Reagan: I look to the hills from whence cometh my strength

More than in years past, it seems right to revisit our past great leaders like Ronald Reagan, and, last week, Andrew Breitbart, on what would have been their birthdays. Today would have been Ronald Reagan’s birthday; he was born February 6, 1911, in Tampico, Illinois.

I was born in 1980, and associate Reagan more broadly than specifically with a time of honorable presidents, a belief in America’s exceptionalism and its power, and a humility. Today, it seems almost impossible that an American president would view himself as a servant-leader rather than mandate-driven demi-god, but that is above all how I think of Reagan.

Reagan’s character, his style of leadership, his principles economic and foreign, and his legacy are all, really *must* all, be under attack today by the left because he was proven right.

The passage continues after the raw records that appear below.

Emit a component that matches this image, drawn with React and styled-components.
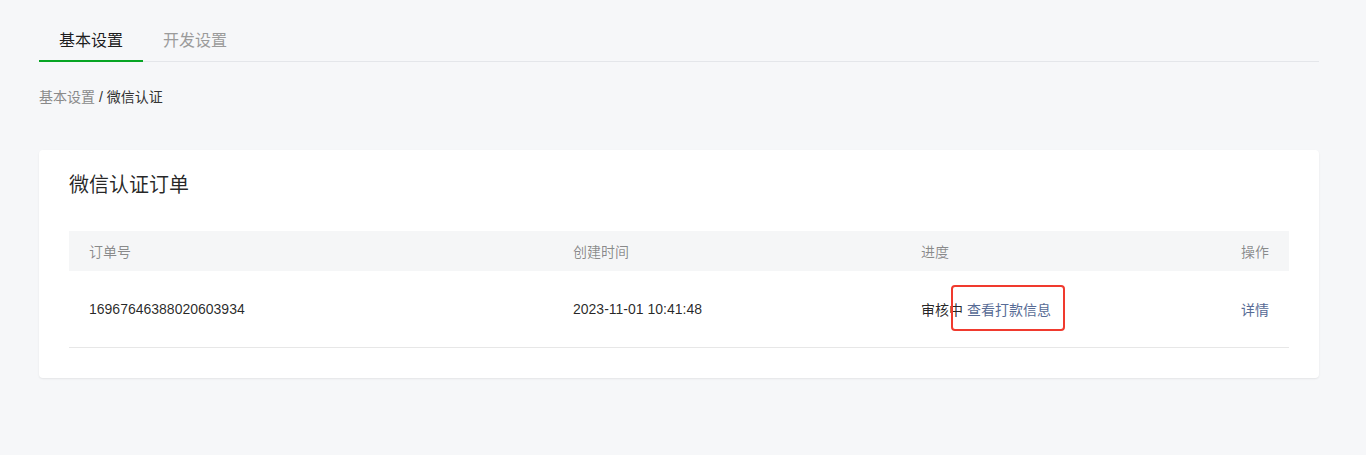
import React from 'react';
import styled, { createGlobalStyle } from 'styled-components';

const GlobalStyle = createGlobalStyle`
  body {
    margin: 0;
    padding: 0;
    background: #f6f7f9;
    font-family: 'Liberation Sans', 'Noto Sans CJK SC', sans-serif;
    color: rgba(0, 0, 0, 0.9);
  }
`;

const Page = styled.div`
  width: 1280px;
  margin-left: 39px;
  padding-top: 20px;
  padding-bottom: 40px;
`;

const Tabs = styled.div`
  display: flex;
  border-bottom: 1px solid #e4e6ea;
`;

const Tab = styled.div`
  padding: 1px 20px 0;
  height: 39px;
  line-height: 40px;
  font-size: 16px;
  color: ${(p) => (p.active ? 'rgba(0,0,0,0.9)' : '#9b9b9b')};
  border-bottom: 2px solid ${(p) => (p.active ? '#07a524' : 'transparent')};
  margin-bottom: -1px;
`;

const Breadcrumb = styled.div`
  margin-top: 25px;
  font-size: 14px;
  line-height: 20px;
  color: #333;

  & span {
    color: #8a8a8a;
  }
`;

const Card = styled.div`
  margin-top: 43px;
  background: #fff;
  border-radius: 4px;
  box-shadow: 0 1px 2px rgba(0, 0, 0, 0.08);
  padding: 21px 30px 30px;
`;

const CardTitle = styled.h2`
  margin: 0;
  font-size: 20px;
  font-weight: 400;
  line-height: 28px;
  color: rgba(0, 0, 0, 0.85);
`;

const Table = styled.div`
  margin-top: 32px;
`;

const Row = styled.div`
  display: grid;
  grid-template-columns: 484px 348px 1fr 120px;
  align-items: center;
  height: ${(p) => (p.head ? '40px' : '76px')};
  background: ${(p) => (p.head ? '#f5f6f7' : '#fff')};
  border-bottom: ${(p) => (p.head ? 'none' : '1px solid #e7e7e7')};
  font-size: 14px;
  color: ${(p) => (p.head ? 'rgba(0,0,0,0.45)' : 'rgba(0,0,0,0.85)')};
`;

const Cell = styled.div`
  padding: 0 20px;
  text-align: ${(p) => (p.right ? 'right' : 'left')};
  white-space: nowrap;
`;

const Link = styled.a`
  color: #576b95;
  text-decoration: none;
  cursor: pointer;
`;

const Marked = styled.span`
  position: relative;

  &::after {
    content: '';
    position: absolute;
    left: -16px;
    right: -14px;
    top: -17px;
    bottom: -13px;
    border: 2px solid #f03a2e;
    border-radius: 4px;
    pointer-events: none;
  }
`;

const App = () => {
  return (
    <>
      <GlobalStyle />
      <Page>
        <Tabs>
          <Tab active>基本设置</Tab>
          <Tab>开发设置</Tab>
        </Tabs>
        <Breadcrumb>
          <span>基本设置</span> / 微信认证
        </Breadcrumb>
        <Card>
          <CardTitle>微信认证订单</CardTitle>
          <Table>
            <Row head>
              <Cell>订单号</Cell>
              <Cell>创建时间</Cell>
              <Cell>进度</Cell>
              <Cell right>操作</Cell>
            </Row>
            <Row>
              <Cell>16967646388020603934</Cell>
              <Cell>2023-11-01 10:41:48</Cell>
              <Cell>
                审核中{' '}
                <Marked>
                  <Link>查看打款信息</Link>
                </Marked>
              </Cell>
              <Cell right>
                <Link>详情</Link>
              </Cell>
            </Row>
          </Table>
        </Card>
      </Page>
    </>
  );
};

export default App;
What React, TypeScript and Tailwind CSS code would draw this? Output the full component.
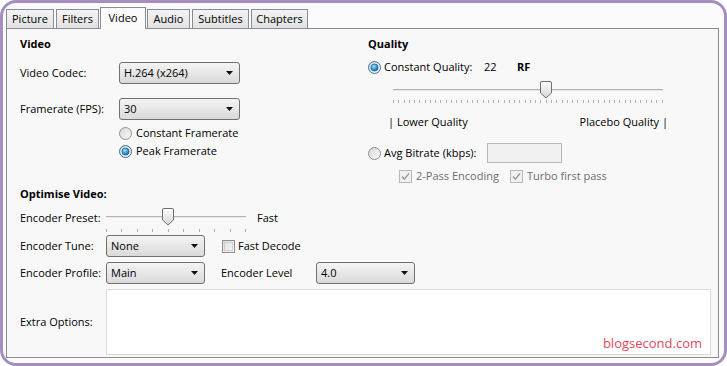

Charles Krauthammer has written that the left has taken to describing Reagan, dismissively, as an “optimist” rather than the tough visionary he was. I came across this video, a promotion for a film about the Reagan Ranch, and it seemed, to me, to capture what the description “optimist” misses about Reagan:

When Reagan responds to Margaret Thatcher’s question of what he does at his ranch, he responds:

It casts a spell, there’s such a sense of seclusion and, I suppose, it’s the scriptural line, “I look to the hills from whence cometh my strength.” I understand it a little better when I’m up here.

I understand it all a little better when I return to the servant-leadership of Reagan.